BioNumPy at a glance
BioNumPy is a Python library for easy and efficient representation and analysis of biological data. Since BioNumPy builds on the interface of NumPy, people already used to NumPy or array programming should find BioNumPy very easy to get started with.
With BioNumPy, our goal is that everyone should be able to write simple, clean code that scales well to large biological datasets.
Installing BioNumpy
pip install bionumpy
Analyze your biosequences like numerical vectors in NumPy:
>>> import numpy as np
>>> import bionumpy as bnp
>>> reads = bnp.open("example_data/small.fa").read()
>>> reads
SequenceEntry with 3 entries
name sequence
read1 ACACATCACAGCTACGACGA...
read2 AACACTTGGGGGGGGGGGGG...
read3 AACTGGACTAGCGACGTACT...
>>> gc_content = np.mean((reads.sequence == "C") | (reads.sequence == "G"))
>>> gc_content
0.5526315789473685
What can you do with BioNumpy?
The main philosophy behind BioNumPy is that you should be able to efficiently read biological datasets into NumPy-like data structure, and then analyse the data using NumPy-like methods, such as indexing, slicing, broadcasting and other vectorized operations (sum, mean, etc). Since NumPy arrays are used to store the data, BioNumPy has a very low memory footprint and operations are very efficient, meaning that BioNumPy is suitable for working with large datasets and can be an alternative to using libraries and tools written in more low-level languages such as C and C++.

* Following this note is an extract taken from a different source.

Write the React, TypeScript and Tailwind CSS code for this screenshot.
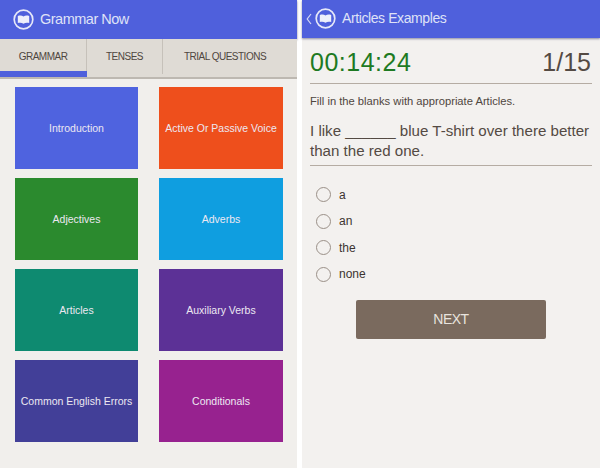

The core components of bionumpy are highly generic, and thus not limited to any particular types of analysis. A layer of complementary convenience functionality is though included for some major types of biosequence applications, which could be a useful starting point:
Sequence analysis
Reading and analysing DNA and protein sequences
Kmers
Analysing sequence patterns such as kmers, minimzers and motifs
Genomic Data
Analysing genomic data on a genome (Intervals, variants, annotations, etc)
Multiomics
Combining data-sets from multiple sources/domains
What BioNumpy is not
Bionumpy is not meant to be a broad catalog of specific algorithms and data structures that are useful for the biosequence domain.
BioNumpy also do not directly interface with the many useful data repositories in the field.
For the above purposes we refer to libraries like Biopython, which already provides a broad range of specific functionalities. The BioNumpy documentation includes many examples of how to employ BioNumPy for core data representation and processing, while interacting with Biopython for specific needs.
BioNumpy also does not provide any tailored plotting or visualisation functionality for the biosequence domain.
Instead, the flexible data operations on bionumpy objects makes it easy to compute representations that can be visualised using generic libraries like Plotly.